There were other arguments against the game such as Batman enjoying mandhandling Harley Quinn (he enjoys the physical discomfort of any criminal because he hates them) or various gang members sharing masturbatory fantasies about the female characters (they’re male prisoners, for Christ’s sake) but I feel those ones are stretches used to artificially bolster the original argument. I played Arkham Asylum to its conclusion and didn’t see anything that I found morally reprehensible.

I fully accept that, as a male, I enjoy a certain undeserved privilege that may render me insensitive to the true impact of these words. That said, my own wife was quite angry at the controversy surrounding this, stating it cheapens what she herself has been trying to achieve with her growing feminist activities when people cry foul over things that should not be cried foul about. Since I usually defer to her superior social knowledge in most discussions, I have a feeling she’s right.

There are definitely interesting gender issues in videogames, and in the past I’ve been pretty blind to them. I’m trying to be less so and I have been finding the realm of sexual politics more intriguing of late. Nevertheless, this one is a controversy-in-a-can, I feel.
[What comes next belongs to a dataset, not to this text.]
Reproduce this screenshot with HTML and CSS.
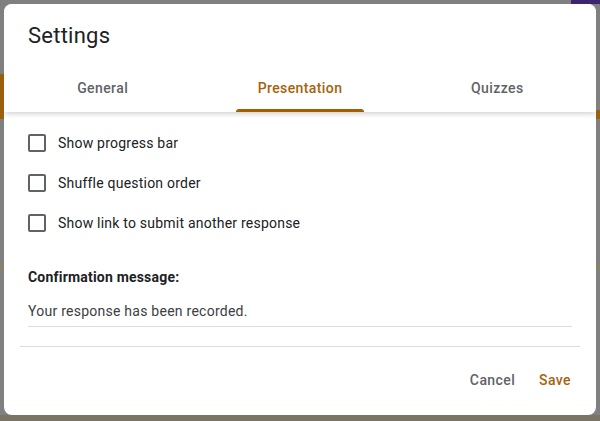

I do not think Batman: Arkham City is sexist and I do not think the writers have anything to be ashamed of. They did what they could with limited tools and I think most people — male and female — will enjoy the game without feeling alienated or upset. That doesn’t mean those in the minority don’t have a right to be offended, they absolutely do, but I’d ask them to consider what they’re being offended about, and if maybe they’re reaching a little with this one.

The Bat is back — check out our huge text and video walkthrough for Batman: Arkham City.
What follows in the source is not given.